The shift ended and I suited up. I very politely waited to put the snow shoes on until I got to the outer lobby. I figured if my wife didn’t let me wear them in the house, I’d probably do well to respect my employer’s building as well.
Once outdoors, I spent the first 15 minutes trying to clean off a lady’s car and get her on the road. Nope, she was stuck in the parking spot. We’d blown past 12 inches and were heading north quickly. Got my warm-up in doing that little task.
I headed down the sidewalk, through the heavy snow. As I moved along, I marveled at all the pretty lights on the cars stalled in traffic. I was passing them, and now began to run into the pedestrians moving to the Minnesota Wild game at the Xcel Energy Center.
As they fought to stay in the narrow goat-paths worn in the snow, I just stepped to the side and kept on cruising through the deep stuff. I got a lot of positive comments on my forethought. The others, the polite ones, said nothing as this lunatic on snow shoes, festooned with a pack larger than most children and a host of blinking lights, moved on past them. It was fun. Pure fun.

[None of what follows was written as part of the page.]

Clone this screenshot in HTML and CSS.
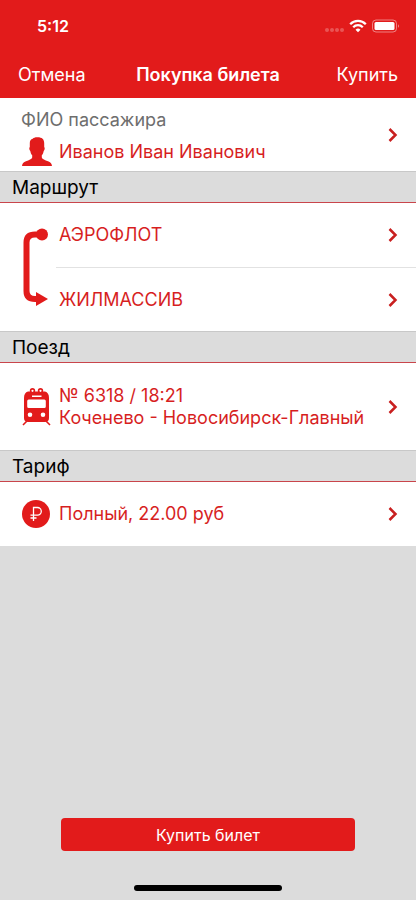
FILE: index.html
```html
<!DOCTYPE html>
<html lang="ru">
<head>
<meta charset="utf-8">
<meta name="viewport" content="width=device-width, initial-scale=1">
<title>Покупка билета</title>
<link rel="stylesheet" href="styles.css">
</head>
<body>
<div class="app">
  <header class="top">
    <div class="status">
      <span class="time">5:12</span>
      <svg class="status-icons" width="76" height="16" viewBox="0 0 76 16" aria-hidden="true">
        <g fill="#fff" opacity=".25"><circle cx="3" cy="12" r="2"/><circle cx="8" cy="12" r="2"/><circle cx="13" cy="12" r="2"/><circle cx="18" cy="12" r="2"/></g>
        <g fill="none" stroke="#fff" stroke-width="2.3"><path d="M26.2 6.2a11 11 0 0 1 15.6 0"/><path d="M29.2 9.2a6.8 6.8 0 0 1 9.6 0"/></g>
        <path d="M34 14.2l-2.5-2.5a3.6 3.6 0 0 1 5 0z" fill="#fff"/>
        <rect x="48.500" y="2" width="24" height="12" rx="3.500" fill="none" stroke="#fff" opacity=".45"/>
        <rect x="50.500" y="4" width="20" height="8" rx="1.5" fill="#fff"/>
        <path d="M74 6.200q2 1.800 0 3.600z" fill="#fff" opacity=".5"/>
      </svg>
    </div>
    <nav class="nav">
      <button class="nav-btn" type="button">Отмена</button>
      <h1 class="title">Покупка билета</h1>
      <button class="nav-btn nav-end" type="button">Купить</button>
    </nav>
  </header>

  <main class="content">
    <button class="row passenger" type="button">
      <span class="person">
        <span class="caption">ФИО пассажира</span>
        <span class="person-line">
          <svg class="icon" width="32" height="30" viewBox="0 0 32 30" aria-hidden="true"><path fill="#e21b1b" d="M16 .3c4.800-.2 7.200 1.800 7.200 6v3.700c.8.400.7 3.200-.5 3.900-.3 1.800-.9 3.200-1.900 4.300v2.400c.5 1.900 3.200 2.500 6.200 3.700 2.500 1 3.700 2.200 4 4.700H1c.3-2.500 1.500-3.700 4-4.700 3-1.200 5.700-1.800 6.200-3.700v-2.400c-1-1.100-1.600-2.500-1.900-4.300-1.200-.7-1.300-3.500-.5-3.900V6c0-2.200 1-3.700 2.900-4.200C12.800.8 14 .3 16 .3z"/></svg>
          <span>Иванов Иван Иванович</span>
        </span>
      </span>
      <svg class="chevron" width="10" height="16" viewBox="0 0 10 16" aria-hidden="true"><path d="M1.500 2l6 6-6 6"/></svg>
    </button>

    <h2 class="section">Маршрут</h2>
    <div class="route">
      <svg class="route-icon" width="28" height="80" viewBox="0 0 28 80" aria-hidden="true">
        <path d="M20 7.500h-6Q5.500 7.500 5.500 15.500v48.500q0 8 8.500 8h3" fill="none" stroke="#e21b1b" stroke-width="6"/>
        <circle cx="21" cy="7.500" r="6" fill="#e21b1b"/>
        <path d="M15 65l12 7-12 7z" fill="#e21b1b"/>
      </svg>
      <div class="stops">
        <button class="row stop" type="button"><span>АЭРОФЛОТ</span><svg class="chevron" width="10" height="16" viewBox="0 0 10 16" aria-hidden="true"><path d="M1.500 2l6 6-6 6"/></svg></button>
        <button class="row stop" type="button"><span>ЖИЛМАССИВ</span><svg class="chevron" width="10" height="16" viewBox="0 0 10 16" aria-hidden="true"><path d="M1.500 2l6 6-6 6"/></svg></button>
      </div>
    </div>

    <h2 class="section">Поезд</h2>
    <button class="row train" type="button">
      <svg class="icon" width="32" height="38" viewBox="0 0 32 38" aria-hidden="true">
        <path fill="#e21b1b" fill-rule="evenodd" d="M7 3.500h17q4 1 4 6.500v20q0 4-4 4H7q-4 0-4-4V10q0-5.500 4-6.500zM11 9h9.500V7.400H11zM7.700 11.500q-1.500 0-1.500 1.500v5.500q0 1.500 1.500 1.500h15.600q1.500 0 1.500-1.500V13q0-1.500-1.500-1.500zM9 24.500a2.300 2.300 0 1 0 0 4.600 2.300 2.300 0 0 0 0-4.600zM22 24.500a2.300 2.300 0 1 0 0 4.600 2.300 2.300 0 0 0 0-4.600z"/>
        <g fill="#fff" stroke="#e21b1b" stroke-width="1.600"><circle cx="11.500" cy="2.800" r="1.900"/><circle cx="19.500" cy="2.800" r="1.900"/></g>
        <path d="M6 33l-4 4M25 33l4 4" stroke="#e21b1b" stroke-width="1.600"/>
      </svg>
      <span class="label">№ 6318 / 18:21<br>Коченево - Новосибирск-Главный</span>
      <svg class="chevron" width="10" height="16" viewBox="0 0 10 16" aria-hidden="true"><path d="M1.500 2l6 6-6 6"/></svg>
    </button>

    <h2 class="section">Тариф</h2>
    <button class="row fare" type="button">
      <svg class="icon" width="32" height="28" viewBox="0 0 32 28" aria-hidden="true"><circle cx="15" cy="14" r="14" fill="#e21b1b"/><path d="M12.500 21V7.500h4a3.800 3.800 0 0 1 0 7.600H9.500M9.500 18h6" fill="none" stroke="#fff" stroke-width="1.300"/></svg>
      <span class="label">Полный, 22.00 руб</span>
      <svg class="chevron" width="10" height="16" viewBox="0 0 10 16" aria-hidden="true"><path d="M1.500 2l6 6-6 6"/></svg>
    </button>
  </main>

  <footer class="bottom">
    <button class="buy" type="button">Купить билет</button>
    <div class="home"></div>
  </footer>
</div>
</body>
</html>
```
FILE: styles.css
```css
* {
  box-sizing: border-box;
}

body {
  margin: 0;
  background: #dcdcdc;
  font-family: Inter, "Liberation Sans", sans-serif;
  font-size: 18px;
  color: #000;
}

button {
  margin: 0;
  border: 0;
  padding: 0;
  background: none;
  font: inherit;
  color: inherit;
  text-align: left;
}

svg {
  display: block;
  flex: none;
}

.app {
  display: flex;
  flex-direction: column;
  min-height: 100vh;
}

.top {
  background: #e21b1b;
  color: #fff;
}

.status {
  display: flex;
  align-items: center;
  justify-content: space-between;
  height: 50px;
  padding: 2px 16px 0 37px;
}

.time {
  font-size: 16px;
  font-weight: 600;
}

.nav {
  display: grid;
  grid-template-columns: 1fr auto 1fr;
  align-items: center;
  height: 48px;
  padding: 0 18px;
}

.nav-end {
  justify-self: end;
}

.title {
  margin: 0;
  font-size: 18px;
  font-weight: 600;
}

.row {
  display: flex;
  align-items: center;
  width: 100%;
  padding: 0 18px 0 21px;
  background: #fff;
  color: #d71f1f;
  line-height: 22px;
}

.icon {
  margin-right: 6px;
}

.chevron {
  margin-left: auto;
  fill: none;
  stroke: #c92020;
  stroke-width: 2.5px;
}

.passenger {
  padding-top: 4px;
  padding-bottom: 4px;
}

.caption {
  display: block;
  color: #6e6e6e;
  line-height: 35px;
}

.person-line {
  display: flex;
  align-items: center;
}

.section {
  margin: 0;
  height: 32px;
  padding: 0 12px;
  border-top: 1px solid #c8c8c8;
  border-bottom: 1px solid #c9454b;
  font-size: 19px;
  font-weight: 400;
  line-height: 31px;
}

.route {
  display: flex;
  align-items: center;
  padding-left: 21px;
  background: #fff;
}

.route-icon {
  margin-right: 7px;
}

.stops {
  flex: 1;
}

.stop {
  height: 64px;
  padding-left: 3px;
}

.stop + .stop {
  border-top: 1px solid #e2e2e2;
}

.train {
  height: 87px;
}

.fare {
  height: 64px;
}

.bottom {
  margin-top: auto;
  padding: 0 61px 9px;
}

.buy {
  display: block;
  width: 100%;
  height: 33px;
  border-radius: 4px;
  background: #e21b1b;
  color: #fff;
  font-size: 16px;
  text-align: center;
}

.home {
  width: 148px;
  height: 6px;
  margin: 34px auto 0;
  border-radius: 3px;
  background: #000;
}
```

Three miles later, after breaking trail through the drifts along West Seventh, it wasn’t quite so much fun. It was a darned hard workout. Especially going over the railroad bridge. Deep snow, and a grade, had me short of breath. I’m in way better shape than a year ago, but it was a challenge after already slogging two miles in the drifts.
When I arrived on my block, I took the alley to the house. I figured I’d grab a shovel, clear the steps, and go inside to change out of my sweaty/cold clothing and put on my polar suit. That changed when I saw the three-foot drift up against the overhead door. It was no better looking into the back yard – it was deep. Really deep.
I fired up the snow blower for the first time in almost 2 years (Been shoveling for the excercise) and began hacking at the snow drifts. They were dense, and hard to cut through.
Three hours later, after blowing snow for more than a few neighbors, I grabbed a shovel and cleaned up the steps and sidewalks. Snow is just frozen water. If you don’t back it away from all the sidewalks, and get it right down to the concrete, the next day’s sunshine will melt it, and turn it into ice. Which is bad. So I did the heavy lifting and cleared it all down to concrete.
Four-and-a-half hours after leaving my desk, I’d completed an epic trek home, shoveled and pushed a snowblower for hours, and made it inside where I put all my nasty gear in the wash, and the shoes on the shoe-dryer.
It was a great day. I was very pleased that I could handle the exertion. Two years ago it would have killed me. Now, after significant weight loss and exercise, it just felt good. A few sore muscles, a lack of potassium in my bloodstream, but a good feeling.
And I got to snow shoe from work to my house after almost fifteen years of planning. I will do it again.
More snow shoe in the near future. The Luminary Loppet was a victory, with a great team of friends.
Now, on to Wisconsin. Lake Superior calls. Time to prove, once again, that I can walk on water.